KM: Why does he remain so influential to this day? Are we in a new era of tech-skepticism as a reaction to tech proliferation?

K: I think it’s because the situation worsens on nearly all levels. A climate scientist burned himself alive last year in a desperate act of protest against the fact that none of the world’s governments are willing to do even the minimal necessary things to avoid and/or mitigate the approaching climate apocalypse. Life is becoming empty and meaningless for millions. In the “Third World” people are feeling the catastrophic consequences of “First World’s” technological opulence. Microplastics and toxic chemicals are everywhere. The companies promising so-called green or sustainable energy solutions don’t have any convincingly real solutions. Artificial intelligence is not only getting scarier, but threatens millions of jobs worldwide. The surveillance and curtailing of individual freedoms are getting unbearable in most “developed countries”. The system of technology is tightening its grip, and it is inevitable that people will have adverse reactions to it, first only to the particulars and eventually to the totality of it. When you see that voting doesn’t work, that doing things within the framework of the system is fruitless, any sane person begins to question the system, and the system we live under itself is technology.

KM: How do you see his legacy developing – will his following keep growing, and will they become stronger and more influential?

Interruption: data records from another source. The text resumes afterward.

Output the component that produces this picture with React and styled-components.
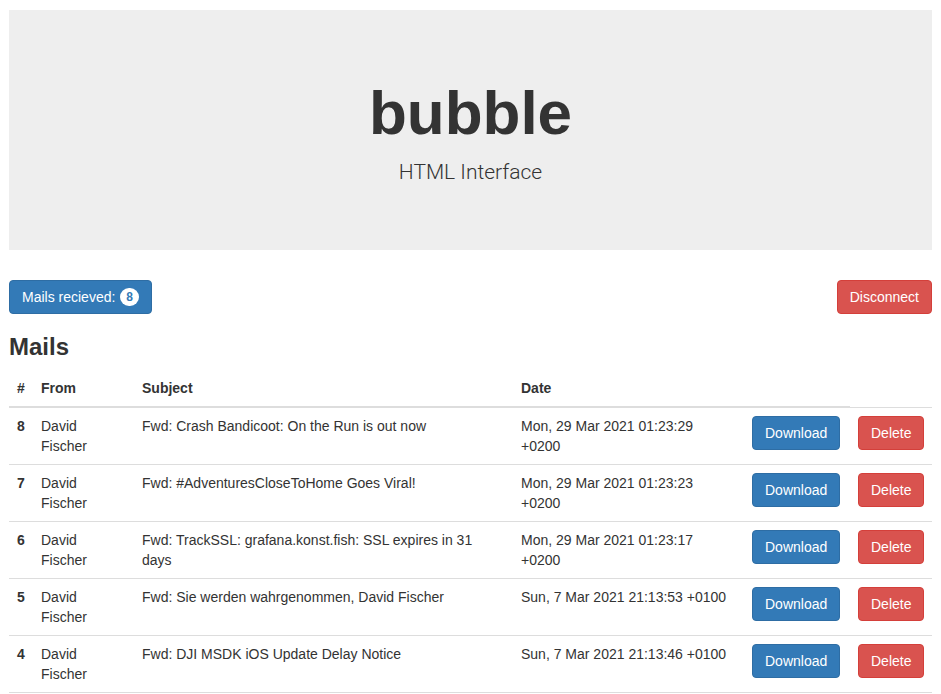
import React from 'react';
import styled, { createGlobalStyle } from 'styled-components';

const mails = [
  { id: 8, from: 'David Fischer', subject: 'Fwd: Crash Bandicoot: On the Run is out now', date: 'Mon, 29 Mar 2021 01:23:29 +0200' },
  { id: 7, from: 'David Fischer', subject: 'Fwd: #AdventuresCloseToHome Goes Viral!', date: 'Mon, 29 Mar 2021 01:23:23 +0200' },
  { id: 6, from: 'David Fischer', subject: 'Fwd: TrackSSL: grafana.konst.fish: SSL expires in 31 days', date: 'Mon, 29 Mar 2021 01:23:17 +0200' },
  { id: 5, from: 'David Fischer', subject: 'Fwd: Sie werden wahrgenommen, David Fischer', date: 'Sun, 7 Mar 2021 21:13:53 +0100' },
  { id: 4, from: 'David Fischer', subject: 'Fwd: DJI MSDK iOS Update Delay Notice', date: 'Sun, 7 Mar 2021 21:13:46 +0100' },
];

const GlobalStyle = createGlobalStyle`
  * { box-sizing: border-box; }
  body {
    margin: 0;
    background: #fff;
    color: #333;
    font-family: "Liberation Sans", Arial, sans-serif;
    font-size: 14px;
    line-height: 1.42857143;
  }
`;

const Page = styled.div`
  padding: 10px 9px 0;
`;

const Jumbotron = styled.div`
  padding: 48px 60px;
  margin-bottom: 30px;
  background-color: #eee;
  text-align: center;

  h1 {
    margin: 20px 0 10px;
    font-size: 62px;
    font-weight: 700;
    line-height: 69px;
    color: #333;
  }

  p {
    margin: 0 0 15px;
    font-family: Roboto, "Liberation Sans", sans-serif;
    font-size: 21px;
    font-weight: 300;
    line-height: 30px;
    color: #333;
  }
`;

const Toolbar = styled.div`
  display: flex;
  justify-content: space-between;
  align-items: center;
`;

const Button = styled.button`
  display: inline-block;
  padding: 6px 12px;
  font-family: inherit;
  font-size: 14px;
  line-height: 20px;
  color: #fff;
  background-color: ${p => (p.danger ? '#d9534f' : '#337ab7')};
  border: 1px solid ${p => (p.danger ? '#d43f3a' : '#2e6da4')};
  border-radius: 4px;
  white-space: nowrap;
  cursor: pointer;
`;

const Badge = styled.span`
  display: inline-block;
  min-width: 10px;
  margin-left: 1px;
  padding: 3px 6px;
  font-size: 12px;
  font-weight: 700;
  line-height: 1;
  color: #337ab7;
  background-color: #fff;
  border-radius: 10px;
  vertical-align: 1px;
`;

const Title = styled.h3`
  margin: 20px 0 10px;
  font-size: 24px;
  font-weight: 700;
  line-height: 26px;
`;

const Table = styled.table`
  width: 100%;
  border-collapse: collapse;
  border-spacing: 0;
  table-layout: fixed;
`;

const Th = styled.th`
  padding: 8px;
  text-align: left;
  vertical-align: bottom;
  font-weight: 700;
  line-height: 20px;
  border-bottom: 2px solid #ddd;
`;

const Td = styled.td`
  padding: 8px;
  vertical-align: top;
  line-height: 20px;
  border-top: 1px solid #ddd;
  font-weight: ${p => (p.bold ? 700 : 400)};
`;

const Row = styled.tr`
  &:last-child td { border-bottom: 1px solid #ddd; }
`;

export default function App() {
  return (
    <Page>
      <GlobalStyle />
      <Jumbotron>
        <h1>bubble</h1>
        <p>HTML Interface</p>
      </Jumbotron>
      <Toolbar>
        <Button>Mails recieved: <Badge>8</Badge></Button>
        <Button danger>Disconnect</Button>
      </Toolbar>
      <Title>Mails</Title>
      <Table>
        <colgroup>
          <col style={{ width: 24 }} />
          <col style={{ width: 101 }} />
          <col style={{ width: 379 }} />
          <col style={{ width: 231 }} />
          <col style={{ width: 106 }} />
          <col />
        </colgroup>
        <thead>
          <tr>
            <Th>#</Th>
            <Th>From</Th>
            <Th>Subject</Th>
            <Th>Date</Th>
            <Th></Th>
          </tr>
        </thead>
        <tbody>
          {mails.map(m => (
            <Row key={m.id}>
              <Td bold>{m.id}</Td>
              <Td>{m.from}</Td>
              <Td>{m.subject}</Td>
              <Td>{m.date}</Td>
              <Td><Button>Download</Button></Td>
              <Td><Button danger>Delete</Button></Td>
            </Row>
          ))}
        </tbody>
      </Table>
    </Page>
  );
}
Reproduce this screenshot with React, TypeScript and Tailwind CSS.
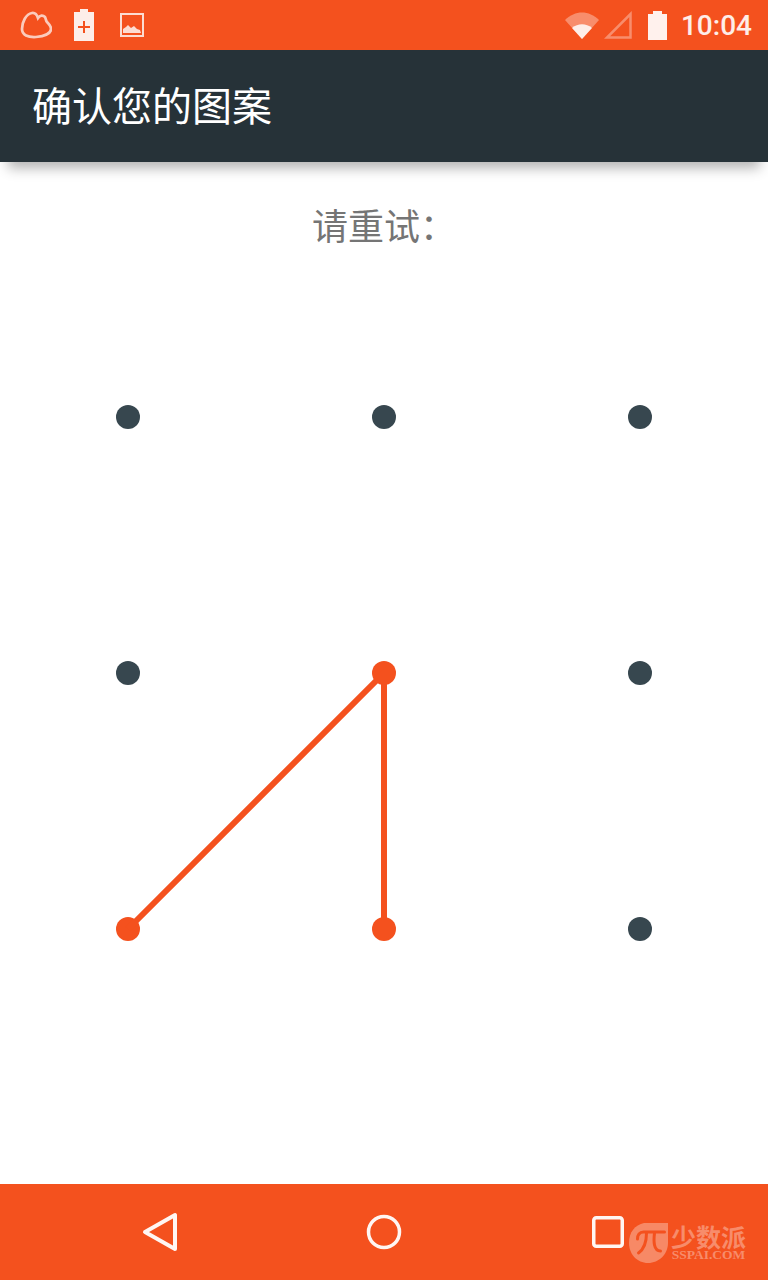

K: As stated in the answer to the previous question, I can only see his influence expanding due to societal and ecological conditions. That said, I don’t see him gaining a following as a person, it’s more that I can see the anti-tech and anti-civilization views proliferating and his views together with them, at most being an entry point due to his high publicity. Honestly, I don’t like the prospect of a future personality cult around him, because that only brings in people who are uncritical worshippers and lack the capability to think on their own. I don’t think of myself as his follower, more as someone who recognises the value of his contributions more than the value of him as a person, and from experience in talking with likeminded people can confirm this is how most of us look at him. If a personality cult ever emerges it will be from the right.